Directions for this task:
Your task is to give the listing below back word for word, pictures excluded.

Information provided:
----
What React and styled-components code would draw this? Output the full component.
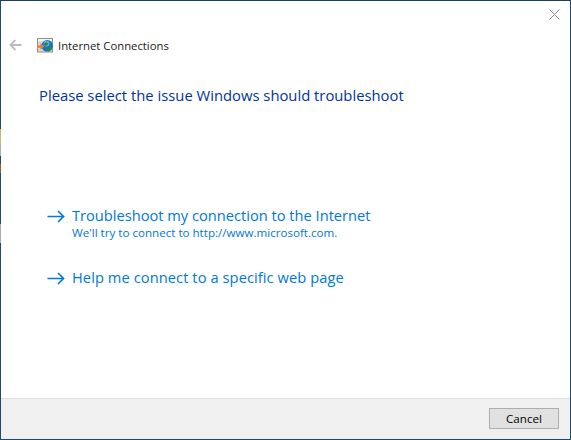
import React from "react";
import styled, { createGlobalStyle } from "styled-components";

const GlobalStyle = createGlobalStyle`
    html, body {
        margin: 0;
        padding: 0;
        background: #ffffff;
    }
    body {
        font-family: "Open Sans", "Noto Sans", "Liberation Sans", sans-serif;
    }
`;

// taskbar colours showing through the glass edge on the left
const edgeSegments = [
    { h: 128, c: "#1f4a6e" },
    { h: 15, c: "#c9b56e" },
    { h: 12, c: "#a9adad" },
    { h: 8, c: "#1f4a6e" },
    { h: 9, c: "#9a5f3a" },
    { h: 51, c: "#1f4a6e" },
    { h: 19, c: "#a9adb0" },
    { h: 198, c: "#1f4a6e" },
];

const BackIcon = () => (
    <svg width="13" height="12" viewBox="0 0 13 12" fill="none" stroke="#bcbcbc" strokeWidth="1.8">
        <path d="M12.5 6H1.5M6.4 1L1.4 6l5 5" />
    </svg>
);

const ConnectionIcon = () => (
    <svg width="16" height="15" viewBox="0 0 16 15">
        <rect x="0.5" y="0.5" width="15" height="13.5" fill="#d8d8d8" stroke="#8f8f8f" />
        <rect x="1" y="1" width="14" height="2" fill="#f7f7f7" />
        <circle cx="10.2" cy="7.8" r="5.8" fill="#1573c9" />
        <circle cx="9.6" cy="5.6" r="2.8" fill="#5cb4ee" />
        <path d="M7.2 5.4c1.6-1.6 3.4-1 4 .4L9.6 8 7.4 7.2zM9.6 10l3.8-1.6 1 1.8-3 3.2-1.8-.6z" fill="#2a8a32" />
        <path d="M0.6 7.4h2.8V5.2l4 3.3-4 3.3V9.8H0.6z" fill="#ea7a2c" />
    </svg>
);

const ArrowIcon = () => (
    <svg width="18" height="13" viewBox="0 0 18 13" fill="none" stroke="#0078d7" strokeWidth="1.6">
        <path d="M0.5 6.5h16M11 1l5.6 5.5L11 12" />
    </svg>
);

const CloseIcon = () => (
    <svg width="11" height="11" viewBox="0 0 11 11" fill="none" stroke="#8c8c8c" strokeWidth="1">
        <path d="M0.5 0.5l10 10M10.5 0.5l-10 10" />
    </svg>
);

const App = () => {
    return (
        <>
            <GlobalStyle />
            <Frame>
                <LeftEdge>
                    {edgeSegments.map((s, i) => (
                        <EdgeSegment key={i} $h={s.h} $color={s.c} />
                    ))}
                </LeftEdge>
                <Dialog>
                    <CloseButton>
                        <CloseIcon />
                    </CloseButton>
                    <Content>
                        <NavBar>
                            <BackButton>
                                <BackIcon />
                            </BackButton>
                            <ConnectionIcon />
                            <Title>Internet Connections</Title>
                        </NavBar>
                        <Heading>Please select the issue Windows should troubleshoot</Heading>
                        <Options>
                            <Option>
                                <ArrowIcon />
                                <OptionText>
                                    <OptionLabel>Troubleshoot my connection to the Internet</OptionLabel>
                                    <OptionHint>We'll try to connect to http://www.microsoft.com.</OptionHint>
                                </OptionText>
                            </Option>
                            <Option>
                                <ArrowIcon />
                                <OptionText>
                                    <OptionLabel $spacing={0.08}>Help me connect to a specific web page</OptionLabel>
                                </OptionText>
                            </Option>
                        </Options>
                    </Content>
                    <Footer>
                        <CancelButton>Cancel</CancelButton>
                    </Footer>
                </Dialog>
            </Frame>
        </>
    );
};

const Frame = styled.div`
    width: 571px;
    height: 440px;
    display: flex;
    overflow: hidden;
    box-sizing: border-box;
    border-top: 1px solid #1f3f5c;
    border-right: 1px solid #1f4a6e;
    border-bottom: 1px solid #1f4a6e;
`;

const LeftEdge = styled.div`
    width: 1px;
    flex: none;
    display: flex;
    flex-direction: column;
`;

const EdgeSegment = styled.div`
    height: ${(p) => p.$h}px;
    flex: none;
    background: ${(p) => p.$color};
`;

const Dialog = styled.div`
    flex: 1;
    position: relative;
    display: flex;
    flex-direction: column;
    background: #ffffff;
`;

const CloseButton = styled.div`
    position: absolute;
    top: 8px;
    right: 10px;
    line-height: 0;
`;

const Content = styled.div`
    flex: 1;
    display: flex;
    flex-direction: column;
`;

const NavBar = styled.div`
    display: flex;
    align-items: center;
    height: 18px;
    margin-top: 35px;
    padding-left: 8px;
`;

const BackButton = styled.div`
    width: 28px;
    line-height: 0;
`;

const Title = styled.span`
    margin-left: 5px;
    font-size: 11.3px;
    color: #1a1a1a;
`;

const Heading = styled.h1`
    margin: 31px 0 0 38px;
    font-size: 14.8px;
    line-height: 20px;
    font-weight: 400;
    color: #003399;
`;

const Options = styled.div`
    margin-top: 101px;
    padding-left: 46px;
    display: flex;
    flex-direction: column;
    gap: 27px;
`;

const Option = styled.div`
    display: flex;
    align-items: flex-start;
    gap: 7px;
    svg {
        margin-top: 4px;
        flex: none;
    }
`;

const OptionText = styled.div`
    display: flex;
    flex-direction: column;
`;

const OptionLabel = styled.span`
    font-size: 14.65px;
    line-height: 19px;
    letter-spacing: ${(p) => p.$spacing || 0}px;
    color: #0078d7;
`;

const OptionHint = styled.span`
    font-size: 11.6px;
    line-height: 16px;
    color: #0078d7;
`;

const Footer = styled.div`
    height: 41px;
    box-sizing: border-box;
    display: flex;
    justify-content: flex-end;
    align-items: flex-start;
    padding: 9px 11px 0 0;
    background: #f0f0f0;
    border-top: 1px solid #dfdfdf;
`;

const CancelButton = styled.button`
    width: 70px;
    height: 21px;
    padding: 0;
    font-family: inherit;
    font-size: 11.6px;
    color: #000000;
    background: #e1e1e1;
    border: 1px solid #adadad;
    border-radius: 0;
`;

export default App;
----
Output of the task:
What React and styled-components code would draw this? Output the full component.
import React from "react";
import styled, { createGlobalStyle } from "styled-components";

const GlobalStyle = createGlobalStyle`
    html, body {
        margin: 0;
        padding: 0;
        background: #ffffff;
    }
    body {
        font-family: "Open Sans", "Noto Sans", "Liberation Sans", sans-serif;
    }
`;

// taskbar colours showing through the glass edge on the left
const edgeSegments = [
    { h: 128, c: "#1f4a6e" },
    { h: 15, c: "#c9b56e" },
    { h: 12, c: "#a9adad" },
    { h: 8, c: "#1f4a6e" },
    { h: 9, c: "#9a5f3a" },
    { h: 51, c: "#1f4a6e" },
    { h: 19, c: "#a9adb0" },
    { h: 198, c: "#1f4a6e" },
];

const BackIcon = () => (
    <svg width="13" height="12" viewBox="0 0 13 12" fill="none" stroke="#bcbcbc" strokeWidth="1.8">
        <path d="M12.5 6H1.5M6.4 1L1.4 6l5 5" />
    </svg>
);

const ConnectionIcon = () => (
    <svg width="16" height="15" viewBox="0 0 16 15">
        <rect x="0.5" y="0.5" width="15" height="13.5" fill="#d8d8d8" stroke="#8f8f8f" />
        <rect x="1" y="1" width="14" height="2" fill="#f7f7f7" />
        <circle cx="10.2" cy="7.8" r="5.8" fill="#1573c9" />
        <circle cx="9.6" cy="5.6" r="2.8" fill="#5cb4ee" />
        <path d="M7.2 5.4c1.6-1.6 3.4-1 4 .4L9.6 8 7.4 7.2zM9.6 10l3.8-1.6 1 1.8-3 3.2-1.8-.6z" fill="#2a8a32" />
        <path d="M0.6 7.4h2.8V5.2l4 3.3-4 3.3V9.8H0.6z" fill="#ea7a2c" />
    </svg>
);

const ArrowIcon = () => (
    <svg width="18" height="13" viewBox="0 0 18 13" fill="none" stroke="#0078d7" strokeWidth="1.6">
        <path d="M0.5 6.5h16M11 1l5.6 5.5L11 12" />
    </svg>
);

const CloseIcon = () => (
    <svg width="11" height="11" viewBox="0 0 11 11" fill="none" stroke="#8c8c8c" strokeWidth="1">
        <path d="M0.5 0.5l10 10M10.5 0.5l-10 10" />
    </svg>
);

const App = () => {
    return (
        <>
            <GlobalStyle />
            <Frame>
                <LeftEdge>
                    {edgeSegments.map((s, i) => (
                        <EdgeSegment key={i} $h={s.h} $color={s.c} />
                    ))}
                </LeftEdge>
                <Dialog>
                    <CloseButton>
                        <CloseIcon />
                    </CloseButton>
                    <Content>
                        <NavBar>
                            <BackButton>
                                <BackIcon />
                            </BackButton>
                            <ConnectionIcon />
                            <Title>Internet Connections</Title>
                        </NavBar>
                        <Heading>Please select the issue Windows should troubleshoot</Heading>
                        <Options>
                            <Option>
                                <ArrowIcon />
                                <OptionText>
                                    <OptionLabel>Troubleshoot my connection to the Internet</OptionLabel>
                                    <OptionHint>We'll try to connect to http://www.microsoft.com.</OptionHint>
                                </OptionText>
                            </Option>
                            <Option>
                                <ArrowIcon />
                                <OptionText>
                                    <OptionLabel $spacing={0.08}>Help me connect to a specific web page</OptionLabel>
                                </OptionText>
                            </Option>
                        </Options>
                    </Content>
                    <Footer>
                        <CancelButton>Cancel</CancelButton>
                    </Footer>
                </Dialog>
            </Frame>
        </>
    );
};

const Frame = styled.div`
    width: 571px;
    height: 440px;
    display: flex;
    overflow: hidden;
    box-sizing: border-box;
    border-top: 1px solid #1f3f5c;
    border-right: 1px solid #1f4a6e;
    border-bottom: 1px solid #1f4a6e;
`;

const LeftEdge = styled.div`
    width: 1px;
    flex: none;
    display: flex;
    flex-direction: column;
`;

const EdgeSegment = styled.div`
    height: ${(p) => p.$h}px;
    flex: none;
    background: ${(p) => p.$color};
`;

const Dialog = styled.div`
    flex: 1;
    position: relative;
    display: flex;
    flex-direction: column;
    background: #ffffff;
`;

const CloseButton = styled.div`
    position: absolute;
    top: 8px;
    right: 10px;
    line-height: 0;
`;

const Content = styled.div`
    flex: 1;
    display: flex;
    flex-direction: column;
`;

const NavBar = styled.div`
    display: flex;
    align-items: center;
    height: 18px;
    margin-top: 35px;
    padding-left: 8px;
`;

const BackButton = styled.div`
    width: 28px;
    line-height: 0;
`;

const Title = styled.span`
    margin-left: 5px;
    font-size: 11.3px;
    color: #1a1a1a;
`;

const Heading = styled.h1`
    margin: 31px 0 0 38px;
    font-size: 14.8px;
    line-height: 20px;
    font-weight: 400;
    color: #003399;
`;

const Options = styled.div`
    margin-top: 101px;
    padding-left: 46px;
    display: flex;
    flex-direction: column;
    gap: 27px;
`;

const Option = styled.div`
    display: flex;
    align-items: flex-start;
    gap: 7px;
    svg {
        margin-top: 4px;
        flex: none;
    }
`;

const OptionText = styled.div`
    display: flex;
    flex-direction: column;
`;

const OptionLabel = styled.span`
    font-size: 14.65px;
    line-height: 19px;
    letter-spacing: ${(p) => p.$spacing || 0}px;
    color: #0078d7;
`;

const OptionHint = styled.span`
    font-size: 11.6px;
    line-height: 16px;
    color: #0078d7;
`;

const Footer = styled.div`
    height: 41px;
    box-sizing: border-box;
    display: flex;
    justify-content: flex-end;
    align-items: flex-start;
    padding: 9px 11px 0 0;
    background: #f0f0f0;
    border-top: 1px solid #dfdfdf;
`;

const CancelButton = styled.button`
    width: 70px;
    height: 21px;
    padding: 0;
    font-family: inherit;
    font-size: 11.6px;
    color: #000000;
    background: #e1e1e1;
    border: 1px solid #adadad;
    border-radius: 0;
`;

export default App;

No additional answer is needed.